According to research, about 47% of Nigerian farmers do not have access to post-harvest storage facilities. Research and strategic communications consulting firm, SBM Intel, conducted this research.
In order to reduce the losses, farmers are forced to sell their produce to other warehouses. The firm noted that this inadequacy leads to post-harvest losses, and this could get up to as much as 60% for tubers, fruits, and vegetables.
The report also gives recommendations, including reopening the border and adopting Climate-Smart agriculture, which could help with preventing food shortages across the nation. In addition, it is recommended that the government end ban on using foreign exchange to import staple crops. One of such crops is maize, which was placed on the list of items no longer eligible for forex on 14 July 2020. To help alleviate the impact of this, the government released 30,000 tons of maize for emergency reserves and approved four firms for importation of 200,000 tons.

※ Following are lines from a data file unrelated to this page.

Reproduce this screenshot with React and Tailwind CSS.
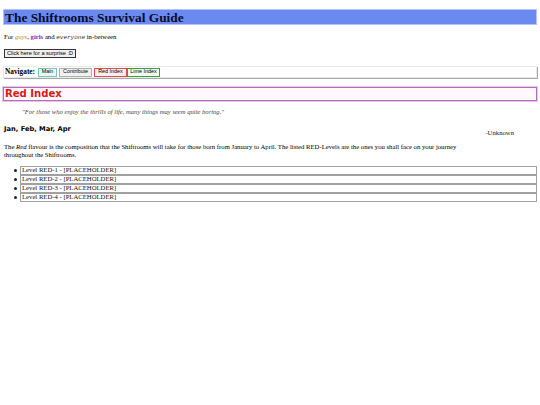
export default function App() {
  const levels = [1, 2, 3, 4];
  return (
    <div className="min-h-[405px] w-[540px] bg-white px-[3px] pt-[9px] font-['Liberation_Serif',serif] text-black">
      <h1 className="flex h-[16px] items-center border border-[#b4c4f4] bg-[#6a8aef] pl-[1px] text-[13.4px] font-bold leading-[15px] text-[#0b0b2e]">
        The Shiftrooms Survival Guide
      </h1>
      <p className="mt-[8px] pl-[1px] text-[6.7px] leading-[8px]">
        For{" "}
        <span className="italic text-[#c0844a]">guys</span>,{" "}
        <span className="font-bold text-[#7a28c0]">girls</span> and{" "}
        <span className="font-['Liberation_Mono',monospace] text-[6px] italic text-[#333]">everyone</span>{" "}
        in-between
      </p>
      <div className="mt-[7px] pl-[1px]">
        <button className="flex h-[9px] w-[72px] items-center justify-center border border-[#333] bg-[#efefef] font-['Liberation_Sans',sans-serif] text-[5.6px] leading-none text-black">
          Click here for a surprise :D
        </button>
      </div>
      <div className="mt-[8px] flex h-[12px] items-center gap-[2px] border border-[#eaeaea] pl-[1px] shadow-[1px_1px_0_#a8a8a8]">
        <span className="mr-[1px] text-[7.3px] font-bold leading-none">Navigate:</span>
        <span className="flex h-[9px] w-[19px] items-center justify-center border border-[#7cc4c0] bg-[#e6f8f6] font-['Liberation_Sans',sans-serif] text-[5.4px] leading-none">Main</span>
        <span className="flex h-[9px] w-[33px] items-center justify-center border border-[#b0b0b0] bg-[#f0f0f0] font-['Liberation_Sans',sans-serif] text-[5.4px] leading-none">Contribute</span>
        <span className="-mr-[2px] flex h-[9px] w-[33px] items-center justify-center border border-[#d45050] bg-[#fcecec] font-['Liberation_Sans',sans-serif] text-[5.4px] leading-none">Red Index</span>
        <span className="flex h-[9px] w-[33px] items-center justify-center border border-[#3e9e3e] bg-[#f0fcee] font-['Liberation_Sans',sans-serif] text-[5.4px] leading-none">Lime Index</span>
      </div>
      <h2 className="mt-[9px] flex h-[14px] items-center border border-[#b070b8] bg-[#fff8fd] pl-[1px] font-['DejaVu_Sans',sans-serif] text-[10.1px] font-bold leading-none text-[#d81818] shadow-[0_0_0_1px_#ecc4ec]">
        Red Index
      </h2>
      <p className="mt-[7px] pl-[19px] text-[6.6px] italic leading-[8px] text-[#444]">
        "For those who enjoy the thrills of life, many things may seem quite boring."
      </p>
      <div className="mt-[9px] flex items-start justify-between pl-[1px] pr-[23px]">
        <h4 className="font-['DejaVu_Sans',sans-serif] text-[6.7px] font-bold leading-[8px]">Jan, Feb, Mar, Apr</h4>
        <span className="mt-[4px] text-[6.7px] leading-[8px] text-[#222]">-Unknown</span>
      </div>
      <p className="mt-[6px] w-[475px] pl-[1px] text-[6.7px] leading-[7.5px]">
        The <span className="italic">Red</span> flavour is the composition that the Shiftrooms will take for those born from January to April. The listed RED-Levels are the ones you shall face on your journey throughout the Shiftrooms.
      </p>
      <ul className="mt-[8px] flex flex-col pl-[17px]">
        {levels.map((n) => (
          <li key={n} className="relative flex h-[9px] items-center border border-[#a0a0a0] pl-[1px] text-[6.7px] leading-none text-[#111]">
            <span className="absolute -left-[7px] top-[2px] h-[3px] w-[3px] rounded-full bg-[#222]"></span>
            Level RED-{n} - [PLACEHOLDER]
          </li>
        ))}
      </ul>
    </div>
  );
}
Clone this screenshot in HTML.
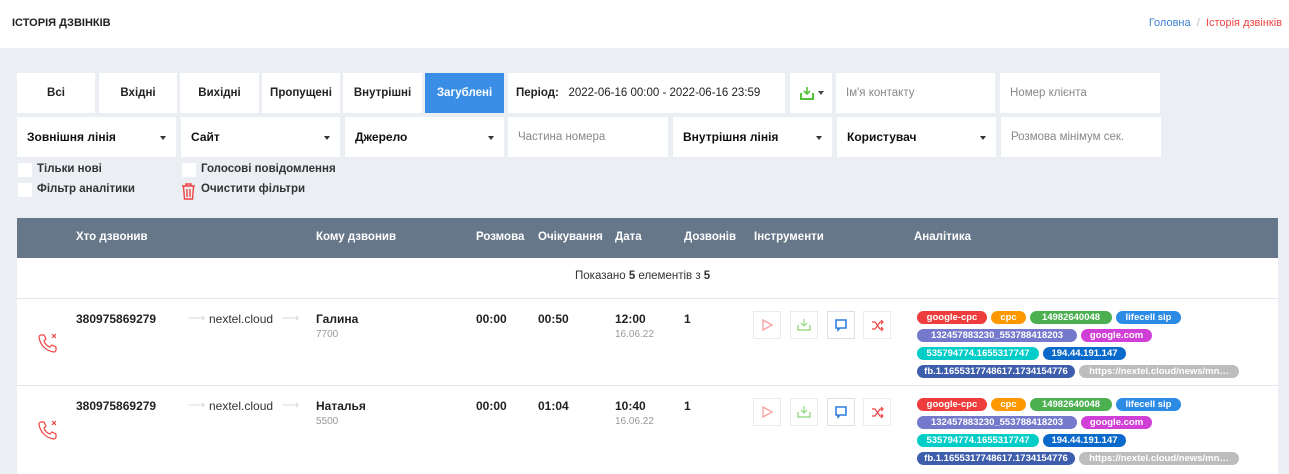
<!DOCTYPE html>
<html><head><meta charset="utf-8"><style>
*{box-sizing:border-box;margin:0;padding:0}
body{width:1289px;height:474px;overflow:hidden;background:#ebeef3;font-family:"Liberation Sans",sans-serif;position:relative;color:#222}
.a{position:absolute}
.hdr{left:0;top:0;width:1289px;height:48px;background:#fff}
.box{position:absolute;background:#fff;font-size:12px;display:flex;align-items:center}
.btn{justify-content:center;font-weight:bold;color:#222;font-size:11.5px}
.sel{font-weight:bold;padding-left:10px;color:#111}
.sel:after{content:"";position:absolute;right:10px;top:19px;border:3px solid transparent;border-top:4px solid #333;border-bottom:0}
.ph{color:#888;padding-left:10px;font-size:11.5px}
.cb{position:absolute;width:14px;height:14px;background:#fff}
.lbl{position:absolute;font-size:11.5px;font-weight:bold;color:#333}
.th{position:absolute;top:231px;font-size:11.5px;font-weight:bold;color:#fff}
.row{position:absolute;left:17px;width:1261px;background:#fff;border-top:1px solid #e4e6ea}
.b{position:absolute;font-size:12px;font-weight:bold;color:#222}
.s{position:absolute;font-size:10px;color:#999}
.tool{position:absolute;width:28px;height:28px;border:1px solid #e8eaf0;background:#fff}
.tag{position:absolute;height:13px;border-radius:7px;color:#fff;font-size:9.5px;font-weight:bold;line-height:13px;padding:0;text-align:center;overflow:hidden;white-space:nowrap}
.ar{position:absolute;color:#d8d8d8;font-size:12px}
</style></head><body>
<div class="a hdr"></div>
<div class="a" style="left:12px;top:17px;font-size:11px;font-weight:bold;color:#222">ІСТОРІЯ ДЗВІНКІВ</div>
<div class="a" style="right:7px;top:17px;font-size:11px"><span style="color:#3a7fd0">Головна</span> <span style="color:#bbb">&nbsp;/&nbsp;</span> <span style="color:#f04444">Історія дзвінків</span></div>

<div class="box btn" style="left:17px;top:73px;width:78px;height:40px">Всі</div>
<div class="box btn" style="left:99px;top:73px;width:78px;height:40px">Вхідні</div>
<div class="box btn" style="left:180px;top:73px;width:79px;height:40px">Вихідні</div>
<div class="box btn" style="left:262px;top:73px;width:78px;height:40px">Пропущені</div>
<div class="box btn" style="left:343px;top:73px;width:79px;height:40px">Внутрішні</div>
<div class="box btn" style="left:425px;top:73px;width:79px;height:40px;background:#3a8ee6;color:#fff">Загублені</div>
<div class="box" style="left:508px;top:73px;width:277px;height:40px;padding-left:8px;font-size:11.5px"><b>Період:</b>&nbsp;&nbsp;&nbsp;2022-06-16 00:00 - 2022-06-16 23:59</div>
<div class="box" style="left:790px;top:73px;width:42px;height:40px;padding-left:10px"><svg width="14" height="14" viewBox="0 0 14 14"><path d="M1 7v6h12V7" fill="none" stroke="#56c13a" stroke-width="2"/><path d="M7 1v7M4 5l3 3 3-3" fill="none" stroke="#56c13a" stroke-width="1.6"/></svg><span style="margin-left:4px;border:3px solid transparent;border-top:4px solid #444;border-bottom:0"></span></div>
<div class="box ph" style="left:836px;top:73px;width:159px;height:40px">Ім'я контакту</div>
<div class="box ph" style="left:1000px;top:73px;width:160px;height:40px">Номер клієнта</div>

<div class="box sel" style="left:17px;top:117px;width:159px;height:40px">Зовнішня лінія</div>
<div class="box sel" style="left:181px;top:117px;width:159px;height:40px">Сайт</div>
<div class="box sel" style="left:345px;top:117px;width:159px;height:40px">Джерело</div>
<div class="box ph" style="left:508px;top:117px;width:160px;height:40px">Частина номера</div>
<div class="box sel" style="left:673px;top:117px;width:159px;height:40px">Внутрішня лінія</div>
<div class="box sel" style="left:837px;top:117px;width:159px;height:40px">Користувач</div>
<div class="box ph" style="left:1001px;top:117px;width:160px;height:40px">Розмова мінімум сек.</div>

<div class="cb" style="left:18px;top:163px"></div><div class="lbl" style="left:37px;top:163px">Тільки нові</div>
<div class="cb" style="left:18px;top:183px"></div><div class="lbl" style="left:37px;top:183px">Фільтр аналітики</div>
<div class="cb" style="left:182px;top:163px"></div><div class="lbl" style="left:201px;top:163px">Голосові повідомлення</div>
<svg class="a" style="left:181px;top:183px" width="15" height="17" viewBox="0 0 15 17"><path d="M1 3h13M5 3V1h5v2M2.5 3.5l1 12.5h8l1-12.5M6 6v8M9 6v8" fill="none" stroke="#f04444" stroke-width="1.4"/></svg>
<div class="lbl" style="left:201px;top:183px">Очистити фільтри</div>

<div class="a" style="left:17px;top:218px;width:1261px;height:40px;background:#67778a"></div>
<div class="th" style="left:76px">Хто дзвонив</div>
<div class="th" style="left:316px">Кому дзвонив</div>
<div class="th" style="left:476px">Розмова</div>
<div class="th" style="left:538px">Очікування</div>
<div class="th" style="left:615px">Дата</div>
<div class="th" style="left:684px">Дозвонів</div>
<div class="th" style="left:754px">Інструменти</div>
<div class="th" style="left:914px">Аналітика</div>
<div class="a" style="left:17px;top:258px;width:1261px;height:40px;background:#fff"></div>
<div class="a" style="left:575px;top:270px;font-size:11.5px;color:#333">Показано <b>5</b> елементів з <b>5</b></div>

<div class="row" style="top:298px;height:87px"></div>
<div class="row" style="top:385px;height:89px"></div>

<!-- Row 1 -->
<svg class="a" style="left:37px;top:332px" width="22" height="22" viewBox="0 0 22 22"><path d="M4 3l3 0 2 4-2 2c1 3 3 5 6 6l2-2 4 2v3c0 1-1 2-2 2C9 19 3 13 2 5c0-1 1-2 2-2z" fill="none" stroke="#f04444" stroke-width="1.2"/><path d="M15 2l4 4M19 2l-4 4" stroke="#f04444" stroke-width="1.2"/></svg>
<div class="b" style="left:76px;top:312px">380975869279</div>
<div class="ar" style="left:188px;top:311px">⟶</div>
<div class="a" style="left:209px;top:312px;font-size:12px;color:#333">nextel.cloud</div>
<div class="ar" style="left:282px;top:311px">⟶</div>
<div class="b" style="left:316px;top:312px">Галина</div><div class="s" style="left:316px;top:329px">7700</div>
<div class="b" style="left:476px;top:312px">00:00</div>
<div class="b" style="left:538px;top:312px">00:50</div>
<div class="b" style="left:615px;top:312px">12:00</div><div class="s" style="left:615px;top:329px">16.06.22</div>
<div class="b" style="left:684px;top:312px">1</div>

<!-- Row 2 -->
<svg class="a" style="left:37px;top:419px" width="22" height="22" viewBox="0 0 22 22"><path d="M4 3l3 0 2 4-2 2c1 3 3 5 6 6l2-2 4 2v3c0 1-1 2-2 2C9 19 3 13 2 5c0-1 1-2 2-2z" fill="none" stroke="#f04444" stroke-width="1.2"/><path d="M15 2l4 4M19 2l-4 4" stroke="#f04444" stroke-width="1.2"/></svg>
<div class="b" style="left:76px;top:399px">380975869279</div>
<div class="ar" style="left:188px;top:398px">⟶</div>
<div class="a" style="left:209px;top:399px;font-size:12px;color:#333">nextel.cloud</div>
<div class="ar" style="left:282px;top:398px">⟶</div>
<div class="b" style="left:316px;top:399px">Наталья</div><div class="s" style="left:316px;top:416px">5500</div>
<div class="b" style="left:476px;top:399px">00:00</div>
<div class="b" style="left:538px;top:399px">01:04</div>
<div class="b" style="left:615px;top:399px">10:40</div><div class="s" style="left:615px;top:416px">16.06.22</div>
<div class="b" style="left:684px;top:399px">1</div>

<!-- tools row1 -->
<div class="tool" style="left:753px;top:311px"><svg width="26" height="26"><path d="M9 8l9 5-9 5z" fill="none" stroke="#f7a0a0" stroke-width="1.3"/></svg></div>
<div class="tool" style="left:790px;top:311px"><svg width="26" height="26"><path d="M7 13v5h12v-5" fill="none" stroke="#9ddc8a" stroke-width="1.5"/><path d="M13 7v7M10 11l3 3 3-3" fill="none" stroke="#9ddc8a" stroke-width="1.3"/></svg></div>
<div class="tool" style="left:827px;top:311px;border-color:#dde0ea"><svg width="26" height="26"><path d="M8 8h10v8h-6l-2 2v-2H8z" fill="none" stroke="#2f7fe0" stroke-width="1.6"/></svg></div>
<div class="tool" style="left:863px;top:311px"><svg width="26" height="26"><path d="M8 10h3l5 7h3M8 17h3l5-7h3M17 8l2 2-2 2M17 15l2 2-2 2" fill="none" stroke="#f04444" stroke-width="1.2"/></svg></div>
<!-- tools row2 -->
<div class="tool" style="left:753px;top:398px"><svg width="26" height="26"><path d="M9 8l9 5-9 5z" fill="none" stroke="#f7a0a0" stroke-width="1.3"/></svg></div>
<div class="tool" style="left:790px;top:398px"><svg width="26" height="26"><path d="M7 13v5h12v-5" fill="none" stroke="#9ddc8a" stroke-width="1.5"/><path d="M13 7v7M10 11l3 3 3-3" fill="none" stroke="#9ddc8a" stroke-width="1.3"/></svg></div>
<div class="tool" style="left:827px;top:398px;border-color:#dde0ea"><svg width="26" height="26"><path d="M8 8h10v8h-6l-2 2v-2H8z" fill="none" stroke="#2f7fe0" stroke-width="1.6"/></svg></div>
<div class="tool" style="left:863px;top:398px"><svg width="26" height="26"><path d="M8 10h3l5 7h3M8 17h3l5-7h3M17 8l2 2-2 2M17 15l2 2-2 2" fill="none" stroke="#f04444" stroke-width="1.2"/></svg></div>

<!-- tags row1 -->
<div class="tag" style="left:917px;top:311px;width:70px;background:#ef3d3d">google-cpc</div>
<div class="tag" style="left:991px;top:311px;width:35px;background:#fd9800">cpc</div>
<div class="tag" style="left:1030px;top:311px;width:82px;background:#4caf50">14982640048</div>
<div class="tag" style="left:1116px;top:311px;width:65px;background:#2b8be5">lifecell sip</div>
<div class="tag" style="left:917px;top:329px;width:160px;background:#7479cc">132457883230_553788418203</div>
<div class="tag" style="left:1081px;top:329px;width:71px;background:#d03fd6">google.com</div>
<div class="tag" style="left:917px;top:347px;width:122px;background:#00cdc7">535794774.1655317747</div>
<div class="tag" style="left:1043px;top:347px;width:83px;background:#0a6acb">194.44.191.147</div>
<div class="tag" style="left:917px;top:365px;width:158px;background:#3e5ead">fb.1.1655317748617.1734154776</div>
<div class="tag" style="left:1079px;top:365px;width:160px;background:#bdbdbd">https://nextel.cloud/news/mn…</div>
<!-- tags row2 -->
<div class="tag" style="left:917px;top:398px;width:70px;background:#ef3d3d">google-cpc</div>
<div class="tag" style="left:991px;top:398px;width:35px;background:#fd9800">cpc</div>
<div class="tag" style="left:1030px;top:398px;width:82px;background:#4caf50">14982640048</div>
<div class="tag" style="left:1116px;top:398px;width:65px;background:#2b8be5">lifecell sip</div>
<div class="tag" style="left:917px;top:416px;width:160px;background:#7479cc">132457883230_553788418203</div>
<div class="tag" style="left:1081px;top:416px;width:71px;background:#d03fd6">google.com</div>
<div class="tag" style="left:917px;top:434px;width:122px;background:#00cdc7">535794774.1655317747</div>
<div class="tag" style="left:1043px;top:434px;width:83px;background:#0a6acb">194.44.191.147</div>
<div class="tag" style="left:917px;top:452px;width:158px;background:#3e5ead">fb.1.1655317748617.1734154776</div>
<div class="tag" style="left:1079px;top:452px;width:160px;background:#bdbdbd">https://nextel.cloud/news/mn…</div>
</body></html>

According to SBM, the same can be replicated with rice and cassava, as they are staple foods in Nigeria.
SBM Intel also recommended that wider adoption of irrigation practices be used and facilitating the provision of early maturing drought-resistant crop varieties as the best way to safeguard against crop failure and poor yields.
Some of the other challenges mentioned in the report include rising cost of inputs, inaccessibility of credit facilities, access to market, weather fluctuation, insecurity, and so on. Transporters also mention the challenges they face, which are bad roads, multiple taxes and harassment.